Three days before cooking the fish, you make the four-ingredient miso marinade and then marinate the fish in it, sealed in a covered container in the fridge. Cooking is quick -- you can do it under the broiler in your oven. This makes a very light yet filling meal that is elegant and looks like it took a lot of work, but it really doesn't. The miso marinade adds a sweetness to the silky and buttery black cod.
This recipe is a classic Japanese fish preparation, made famous by the chef Nobu Matsuhisa, and it's popular for a reason: marinated for several days in the salty-sweet miso marinade, black cod becomes silky, deeply seasoned and completely irresistible.
Although I've enjoyed miso black cod many times in Japanese restaurants, I had never made it at home until I tried this recipe. The preparation is very simple and perfect for serving guests, since you do most of the work two or three days before and quickly broil it just before serving. (This also makes it a great option for a weeknight meal that can be prepped over the weekend.)
And the resulting fish is impressive and quite foolproof. The high oil content of black cod makes it forgiving — it is a difficult fish to overcook. If you want to incorporate more fish into your diet, but are feeling a bit intimidated, this is an excellent recipe to try. It pairs well with simple vegetable recipes like spinach in sesame dressing and plain rice. (I cooked brown rice with a small amount of Thai black rice, which gives it a deep purple color and slightly nuttier flavor.)

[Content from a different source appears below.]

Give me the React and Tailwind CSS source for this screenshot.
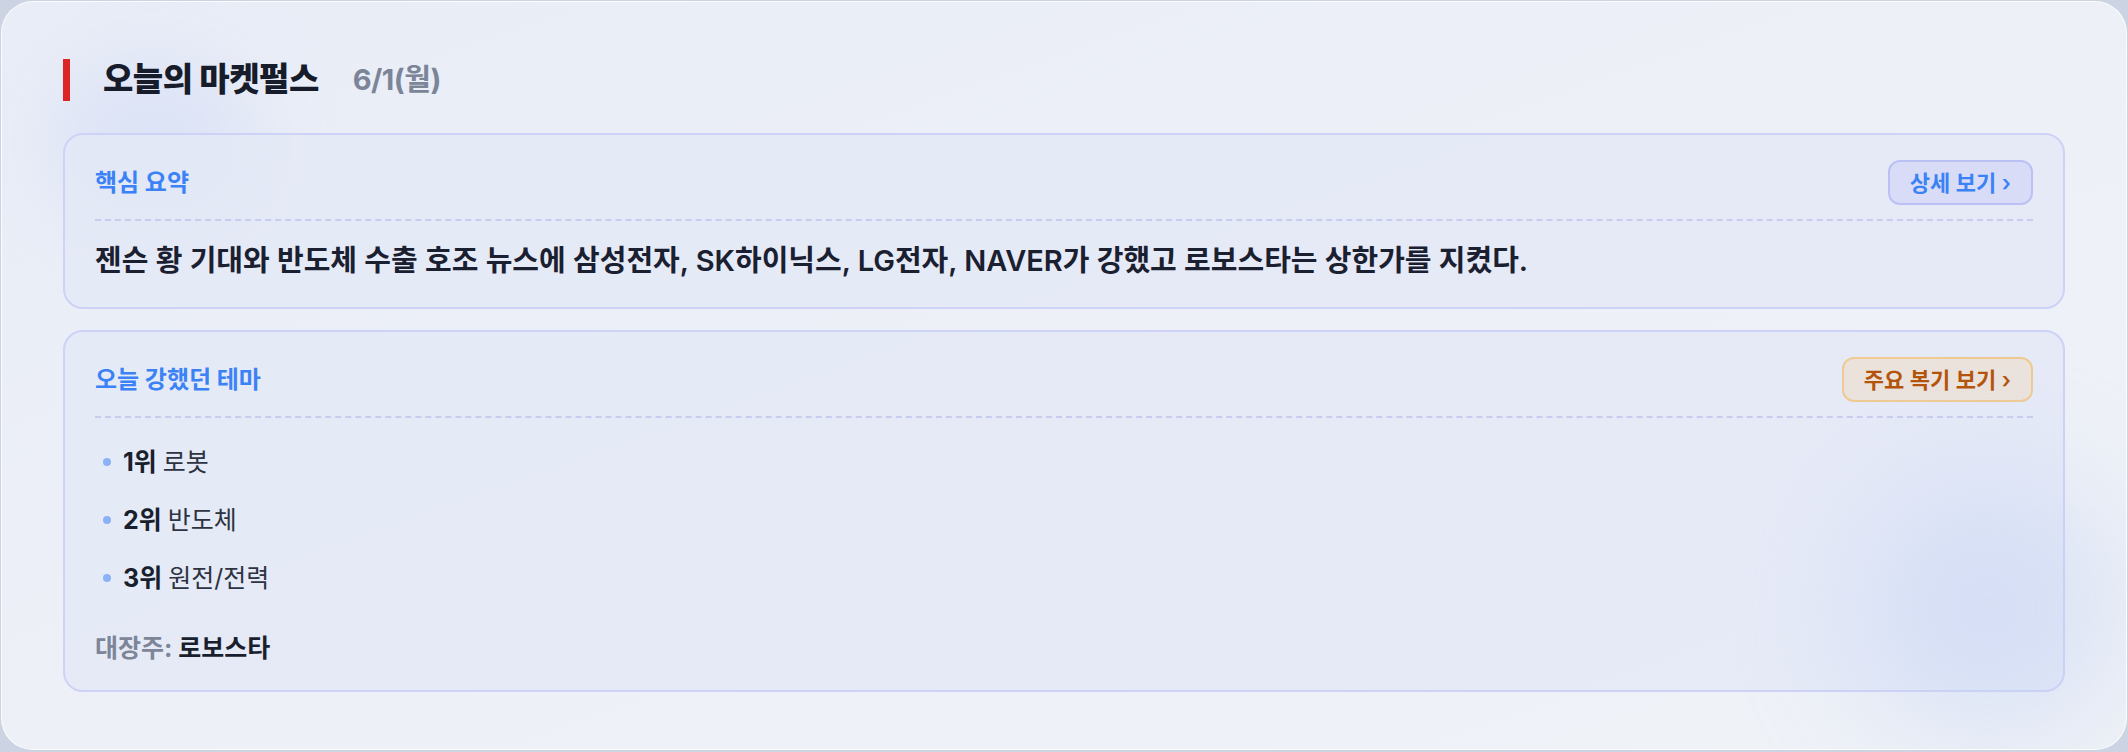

From an environmental standpoint, this recipe also gets high marks. I used wild-caught black cod from Alaska, which is rated a "Best Choice" by the Monterey Bay Aquarium Seafood Watch. Prepared in this way, it is absolutely delicious. - Anjali
Nobu's Miso-Marinated Black Cod Recipe
Adapted from Nobu: The Cookbook, Serves 4
1/4 cup sake
1/4 cup mirin
4 tablespoons white miso paste
3 tablespoons sugar
4 black cod fillets, about 1/2 pound each
Two to three days beforehand, make the miso marinade and marinate the fish. Bring the sake and mirin to a boil in a medium saucepan over high heat. Boil for 20 seconds to evaporate the alcohol. Turn the heat down to low, add the miso paste and whisk. When the miso has dissolved completely, turn the heat up to high again and add the sugar, whisking constantly to ensure that the sugar doesn't burn on the bottom of the pan. Remove from heat once the sugar is fully dissolved. Cool to room temperature.
Pat the black cod fillets thoroughly dry with paper towels. Slather the fish with the miso marinade and place in a non-reactive dish or bowl and cover tightly with plastic wrap. Leave to marinate in refrigerator for 2 to 3 days.
To cook the fish:
Preheat oven to 400°F. Preheat a grill or broiler. Lightly wipe off any excess miso clinging to the fillets but don't rinse it off. Place the fish skin-side-up on the grill, or in a broiler pan, and grill or broil until the surface of the fish browns and blackens in spots, about 3 minutes. Flip and grill or broil until the other side is browned, 2 to 3 minutes. Transfer to the oven and bake for 5 to 10 minutes, until fish is opaque and flakes easily.